What Most Comparisons Get Wrong
They treat this as a purely technical debate about libraries. The real question is: Are you building something or analyzing something? Python excels at building—apps, pipelines, products. R excels at analyzing—hypothesis testing, visualization, research. If your output is a deployed service, pick Python. If your output is a PDF or academic paper, R might save you time. But even then, Python's matplotlib and seaborn are catching up fast. The myth that R is 'better for stats' ignores how many stats PhDs now use Python because it pays the bills.
Quick Comparison
| Factor | Python | R |
|---|---|---|
| Pricing | Free, open-source (Python Software Foundation) | Free, open-source (R Foundation) |
| Primary Use Case | General-purpose programming, web apps, ML deployment | Statistical analysis, academic research, data visualization |
| Key Data Science Library | pandas (data frames), scikit-learn (ML) | tidyverse (dplyr, tidyr), ggplot2 (viz) |
| Deployment Ease | Easy with Flask/FastAPI, Docker support | Clunky via Shiny or plumber, limited DevOps |
| Job Market Demand | High (tech, finance, startups) | Niche (academia, healthcare, government) |
| Learning Curve | Gentle for beginners, consistent syntax | Steep for non-statisticians, functional style |
| Package Ecosystem | 200,000+ packages on PyPI, broad domains | 18,000+ packages on CRAN, stats-focused |
| Performance with Big Data | Good with Dask or PySpark integration | Slow unless using data.table (steep learning) |
The Verdict
Use Python if: You're building a production app, need to integrate with other systems, or want a generalist skill set for job security.
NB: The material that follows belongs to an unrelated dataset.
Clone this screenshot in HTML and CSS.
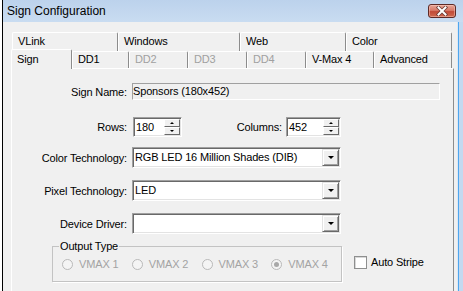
FILE: index.html
```html
<!DOCTYPE html>
<html lang="en">
<head>
  <meta charset="UTF-8">
  <title>Sign Configuration</title>
  <link rel="stylesheet" href="styles.css">
</head>
<body>
  <div class="window">
    <div class="titlebar">
      <span class="title">Sign Configuration</span>
      <div class="close">
        <svg width="12" height="10" viewBox="0 0 12 10">
          <path d="M2.5 1.5 L9.5 8.5 M9.5 1.5 L2.5 8.5" stroke="#6b3b35" stroke-width="3.6" stroke-linecap="square"/>
          <path d="M2.5 1.5 L9.5 8.5 M9.5 1.5 L2.5 8.5" stroke="#fff" stroke-width="2" stroke-linecap="square"/>
        </svg>
      </div>
    </div>
    <div class="frame-body">
      <div class="client">
        <div class="tabs">
          <div class="tab-row back">
            <div class="tab t-vlink">VLink</div>
            <div class="tab t-windows">Windows</div>
            <div class="tab t-web">Web</div>
            <div class="tab t-color">Color</div>
          </div>
          <div class="tab-row front">
            <div class="tab selected t-sign">Sign</div>
            <div class="tab t-dd1">DD1</div>
            <div class="tab disabled t-dd">DD2</div>
            <div class="tab disabled t-dd">DD3</div>
            <div class="tab disabled t-dd">DD4</div>
            <div class="tab t-vmax">V-Max 4</div>
            <div class="tab t-adv">Advanced</div>
          </div>
        </div>

        <div class="panel">
          <div class="row row-name">
            <span class="lbl">Sign Name:</span>
            <div class="readonly">Sponsors (180x452)</div>
          </div>

          <div class="row row-size">
            <span class="lbl">Rows:</span>
            <div class="spin spin-rows">
              <span class="spin-text">180</span>
              <div class="spin-btns"><span class="sb up"></span><span class="sb down"></span></div>
            </div>
            <span class="lbl lbl-cols">Columns:</span>
            <div class="spin spin-cols">
              <span class="spin-text">452</span>
              <div class="spin-btns"><span class="sb up"></span><span class="sb down"></span></div>
            </div>
          </div>

          <div class="row row-color">
            <span class="lbl">Color Technology:</span>
            <div class="combo"><span class="combo-text">RGB LED 16 Million Shades (DIB)</span><span class="combo-btn"></span></div>
          </div>

          <div class="row row-combo">
            <span class="lbl">Pixel Technology:</span>
            <div class="combo"><span class="combo-text">LED</span><span class="combo-btn"></span></div>
          </div>

          <div class="row row-combo">
            <span class="lbl">Device Driver:</span>
            <div class="combo"><span class="combo-text"></span><span class="combo-btn"></span></div>
          </div>

          <div class="output-row">
            <div class="group">
              <span class="legend">Output Type</span>
              <div class="radios">
                <div class="radio-item"><span class="radio"></span>VMAX 1</div>
                <div class="radio-item"><span class="radio"></span>VMAX 2</div>
                <div class="radio-item"><span class="radio"></span>VMAX 3</div>
                <div class="radio-item"><span class="radio on"></span>VMAX 4</div>
              </div>
            </div>
            <div class="check-item"><span class="checkbox"></span>Auto Stripe</div>
          </div>
        </div>
      </div>
      <div class="frame-right"></div>
    </div>
  </div>
</body>
</html>
```

FILE: styles.css
```css
* {
  box-sizing: border-box;
}
body {
  margin: 0;
  width: 463px;
  height: 291px;
  overflow: hidden;
  background: #fff;
  font-family: "Liberation Sans", Arial, sans-serif;
  font-size: 11px;
  letter-spacing: -0.15px;
  color: #000;
}
.window {
  margin-left: 2px;
  height: 291px;
  border-left: 1px solid #000;
  display: flex;
  flex-direction: column;
}

/* title bar */
.titlebar {
  height: 22px;
  flex: none;
  display: flex;
  align-items: flex-start;
  justify-content: space-between;
  padding: 0 7px 0 4px;
  background: linear-gradient(#bcd2ec, #c9dcf1);
}
.title {
  font-size: 12px;
  line-height: 22px;
  letter-spacing: 0;
}
.close {
  margin-top: 4px;
  width: 28px;
  height: 14px;
  border: 1px solid #5e2a26;
  border-radius: 3px;
  background: linear-gradient(#e6a596 0%, #d77a68 45%, #c14a37 55%, #cf6a50 100%);
  box-shadow: inset 0 0 0 1px rgba(255, 210, 200, 0.45);
  display: flex;
  align-items: center;
  justify-content: center;
}

.frame-body {
  flex: 1;
  display: flex;
}
.client {
  flex: 1;
  display: flex;
  flex-direction: column;
  background: #f0f0f0;
  padding: 10px 0 0 8px;
}
.frame-right {
  width: 6px;
  background: linear-gradient(to right, #dce8f5 0 1px, #4ea6ee 1px 2px, #c3d9f0 2px);
}

/* tabs */
.tabs {
  flex: none;
}
.tab-row {
  display: flex;
}
.tab-row.back {
  height: 19px;
  padding-left: 1px;
}
.tab-row.front {
  height: 17px;
}
.tab {
  background: #f0f0f0;
  border-top: 1px solid #fff;
  border-left: 1px solid #fff;
  border-right: 1px solid #8c8c8c;
  border-radius: 2px 2px 0 0;
  padding-left: 5px;
  white-space: nowrap;
}
.back .tab {
  height: 19px;
  line-height: 16px;
}
.front .tab {
  height: 17px;
  line-height: 15px;
}
.front .tab.selected {
  height: 20px;
  margin-top: -2px;
  line-height: 18px;
  position: relative;
  z-index: 1;
}
.tab.disabled {
  color: #a0a0a0;
}
.t-vlink { width: 106px; }
.t-windows { width: 122px; }
.t-web { width: 106px; }
.t-color { width: 106px; }
.t-sign { width: 61px; }
.t-dd1 { width: 57px; }
.t-dd { width: 59px; }
.t-vmax { width: 68px; }
.t-adv { width: 78px; }

/* panel */
.panel {
  flex: 1;
  width: 443px;
  border-top: 1px solid #fff;
  border-left: 1px solid #fff;
  border-right: 1px solid #8c8c8c;
  padding-top: 14px;
}
.row {
  display: flex;
  align-items: center;
}
.lbl {
  flex: none;
  width: 115px;
  margin-right: 5px;
  text-align: right;
}
.readonly {
  width: 308px;
  height: 17px;
  line-height: 15px;
  background: #f0f0f0;
  border-top: 1px solid #a0a0a0;
  border-left: 1px solid #a0a0a0;
  border-bottom: 1px solid #fff;
  border-right: 1px solid #fff;
}

/* spin boxes */
.row-size {
  margin-top: 17px;
}
.spin {
  display: flex;
  height: 20px;
  background: #fff;
  border-top: 1px solid #a0a0a0;
  border-left: 1px solid #a0a0a0;
  border-bottom: 1px solid #fff;
  border-right: 1px solid #fff;
  box-shadow: inset 1px 1px #696969, inset -1px -1px #e3e3e3;
  padding: 1px;
}
.spin-rows {
  width: 49px;
  margin-left: 1px;
}
.spin-cols {
  width: 55px;
}
.lbl-cols {
  width: 100px;
  margin-right: 4px;
}
.spin-text {
  flex: 1;
  padding-left: 1px;
  line-height: 16px;
}
.spin-btns {
  width: 16px;
  display: flex;
  flex-direction: column;
}
.sb {
  flex: 1;
  background: #f0f0f0;
  border-top: 1px solid #fff;
  border-left: 1px solid #fff;
  border-bottom: 1px solid #696969;
  border-right: 1px solid #696969;
  display: flex;
  align-items: center;
  justify-content: center;
}
.sb.up::after {
  content: "";
  border-left: 2px solid transparent;
  border-right: 2px solid transparent;
  border-bottom: 2px solid #000;
}
.sb.down::after {
  content: "";
  border-left: 2px solid transparent;
  border-right: 2px solid transparent;
  border-top: 2px solid #000;
}

/* combo boxes */
.row-color {
  margin-top: 10px;
}
.row-combo {
  margin-top: 12px;
}
.combo {
  display: flex;
  width: 209px;
  height: 21px;
  background: #fff;
  border-top: 1px solid #a0a0a0;
  border-left: 1px solid #a0a0a0;
  border-bottom: 1px solid #fff;
  border-right: 1px solid #fff;
  box-shadow: inset 1px 1px #696969, inset -1px -1px #e3e3e3;
  padding: 1px;
}
.combo-text {
  flex: 1;
  padding-left: 1px;
  line-height: 17px;
  white-space: nowrap;
}
.combo-btn {
  width: 17px;
  background: #f0f0f0;
  border-top: 1px solid #e3e3e3;
  border-left: 1px solid #e3e3e3;
  border-bottom: 1px solid #696969;
  border-right: 1px solid #696969;
  box-shadow: inset 1px 1px #fff, inset -1px -1px #a0a0a0;
  display: flex;
  align-items: center;
  justify-content: center;
}
.combo-btn::after {
  content: "";
  border-left: 3px solid transparent;
  border-right: 3px solid transparent;
  border-top: 3px solid #000;
}

/* output type */
.output-row {
  display: flex;
  align-items: flex-start;
  margin-top: 12px;
}
.group {
  margin-left: 40px;
  width: 290px;
  height: 36px;
  border: 1px solid #c3c3c3;
  box-shadow: 1px 1px #fff;
}
.legend {
  display: block;
  width: fit-content;
  margin: -7px 0 0 6px;
  padding: 0 1px;
  line-height: 13px;
  background: #f0f0f0;
}
.radios {
  display: flex;
  margin-top: 5px;
  padding-left: 9px;
  color: #a3a3a3;
}
.radio-item {
  width: 71px;
  display: flex;
  align-items: center;
  line-height: 13px;
}
.radio {
  width: 11px;
  height: 11px;
  margin-right: 6px;
  border: 1px solid #b9b9b9;
  border-radius: 50%;
  background: #f4f4f4;
  display: flex;
  align-items: center;
  justify-content: center;
}
.radio.on::after {
  content: "";
  width: 5px;
  height: 5px;
  border-radius: 50%;
  background: #a8a8a8;
}
.check-item {
  display: flex;
  align-items: center;
  margin: 10px 0 0 12px;
  line-height: 13px;
}
.checkbox {
  width: 13px;
  height: 13px;
  margin-right: 4px;
  border: 1px solid #8e8f8f;
  background: #fff;
  box-shadow: inset 1px 1px #d8d8d8;
}
```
Use R if: You're a statistician or academic focused on rigorous analysis, publication-quality graphs, and work in a field where R is the standard (e.g., epidemiology).
Consider: Julia if you need bleeding-edge performance for numerical computing—it's like Python and R had a speed-obsessed baby, but the ecosystem is still immature.
Python's ecosystem (pandas, scikit-learn, Flask) lets you go from analysis to production app in one language. R's tidyverse is elegant but trapped in its own statistical sandbox.